Places to find optical instruments may be thrift stores (such as Goodwill, Disabled American Veterans, Salvation Army), antique stores, Ebay, or Craigslist Lubbock.


For Friday, provide six excellent elevational photographs documenting your optical instrument square to the camera. Photoshop out the background so it is just the instrument on the paper space. Annotate key parts of the instrument utilizing descriptive language associated with the performance of the instrument. Provide dimensioning and a graphic scale from which to understand the size. Each elevation is to be printed on its own 11x8.5 landscape format page, similar to a portrait.


Be prepared with tools and a desk lamp to begin disassembling your instrument, in addition to the required studio materials and equipment listed in the course syllabus.


Friday (1/18)
Optical Instrument
(6) 11x8.5 elevation documentation, annotated and dimensioned, of your optical instrument


--Victoria McReynolds 16:54, 16 January 2013 (UTC)



Course Readers

A general listing of 2502 readers can be found on the course coordination page.

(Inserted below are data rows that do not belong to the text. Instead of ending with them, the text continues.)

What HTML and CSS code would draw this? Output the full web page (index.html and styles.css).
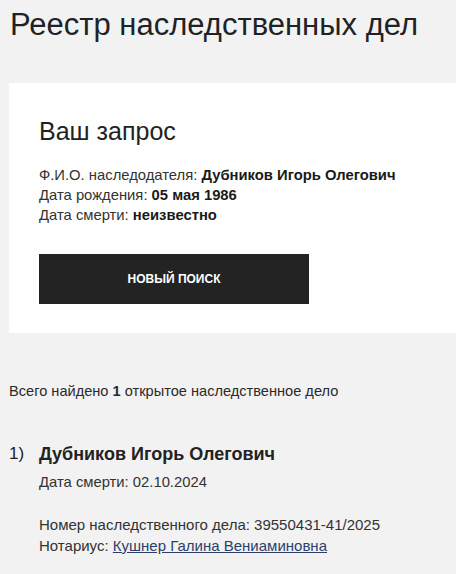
FILE: index.html
```html
<!DOCTYPE html>
<html lang="ru">
<head>
    <meta charset="UTF-8">
    <meta name="viewport" content="width=device-width, initial-scale=1.0">
    <title>Реестр наследственных дел</title>
    <link rel="stylesheet" href="styles.css">
</head>
<body>
    <div class="page">
        <h1 class="page-title">Реестр наследственных дел</h1>

        <!-- Карточка запроса -->
        <div class="request-card">
            <h2 class="request-title">Ваш запрос</h2>
            <div class="request-info">
                <div>Ф.И.О. наследодателя: <b>Дубников Игорь Олегович</b></div>
                <div>Дата рождения: <b>05 мая 1986</b></div>
                <div>Дата смерти: <b>неизвестно</b></div>
            </div>
            <a class="search-btn" href="#">Новый поиск</a>
        </div>

        <p class="found-text">Всего найдено <b>1</b> открытое наследственное дело</p>

        <!-- Список дел -->
        <div class="case-item">
            <div class="case-num">1)</div>
            <div class="case-body">
                <div class="case-name">Дубников Игорь Олегович</div>
                <div class="case-date">Дата смерти: 02.10.2024</div>
                <div class="case-details">
                    <div>Номер наследственного дела: 39550431-41/2025</div>
                    <div>Нотариус: <a class="notary-link" href="#">Кушнер Галина Вениаминовна</a></div>
                </div>
            </div>
        </div>
    </div>
</body>
</html>
```

FILE: styles.css
```css
body {
    font-family: 'Liberation Sans', Arial, sans-serif;
    margin: 0;
    padding: 0;
    background: #f2f2f2;
    color: #222;
    overflow: hidden;
}

.page {
    padding: 0 0 0 9px;
}

.page-title {
    font-size: 31px;
    font-weight: normal;
    margin: 0;
    padding: 6px 0 0 1px;
    line-height: 37px;
    color: #1f2226;
}

/* Карточка запроса */
.request-card {
    background: #fff;
    margin-top: 40px;
    padding: 33px 30px 30px;
    height: 187px;
}

.request-title {
    font-size: 25px;
    font-weight: normal;
    margin: 0 0 19px;
    line-height: 30px;
}

.request-info {
    font-size: 14.8px;
    line-height: 20px;
    color: #333;
}

.request-info b {
    color: #1a1a1a;
}

.search-btn {
    display: flex;
    justify-content: center;
    align-items: center;
    width: 270px;
    height: 50px;
    margin-top: 29px;
    background: #232323;
    color: #fff;
    font-size: 12px;
    font-weight: bold;
    text-transform: uppercase;
    text-decoration: none;
}

.found-text {
    font-size: 14.6px;
    margin: 48px 0 0;
    line-height: 20px;
    color: #2a2a2a;
}

/* Список дел */
.case-item {
    display: flex;
    margin-top: 41px;
}

.case-num {
    width: 30px;
    font-size: 17px;
    line-height: 24px;
}

.case-name {
    font-size: 18px;
    font-weight: bold;
    line-height: 24px;
}

.case-date {
    font-size: 14.8px;
    line-height: 20px;
    margin-top: 6px;
    color: #333;
}

.case-details {
    font-size: 15px;
    line-height: 21px;
    margin-top: 22px;
    color: #333;
}

.notary-link {
    color: #2c3f6b;
    text-decoration: underline;
}
```
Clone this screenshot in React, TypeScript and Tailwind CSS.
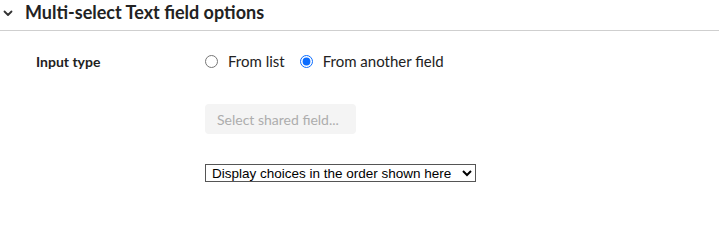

Specific books we will cover in this studio are listed below. These books are to be used as reference through out the semester and will be addressed specifically as required for readings.


Allen, Stan. Points + Lines. Princeton Architectural Press
Bernard, Tschumi. Architecture and Disjunction. MIT Press
Cook, Peter. Drawing: The Motive Force of Architecture. Chichester, England
Lim, C. J. Devices, A Manual of Architectural + Spatial Machines. Amsterdam
Morrish, William Rees. Civilizing Terrains: Mountains, Mounds and Mesas. William Stout
Reiser, Jesse and Nanako Umemoto. Atlas of Novel Tectonics. Princeton Architectural Press
Smout, Mark and Laura Allen. Augmented Landscapes. Princeton Architectural Press


When searching for these books make use of used book carriers such as Powells or Abe, in addition to the familiar Amazon and Barnes & Nobel. Books stores specifically for architecture are also worth looking at, William Stout, Peter Miller, or Hennessey + Ingalls.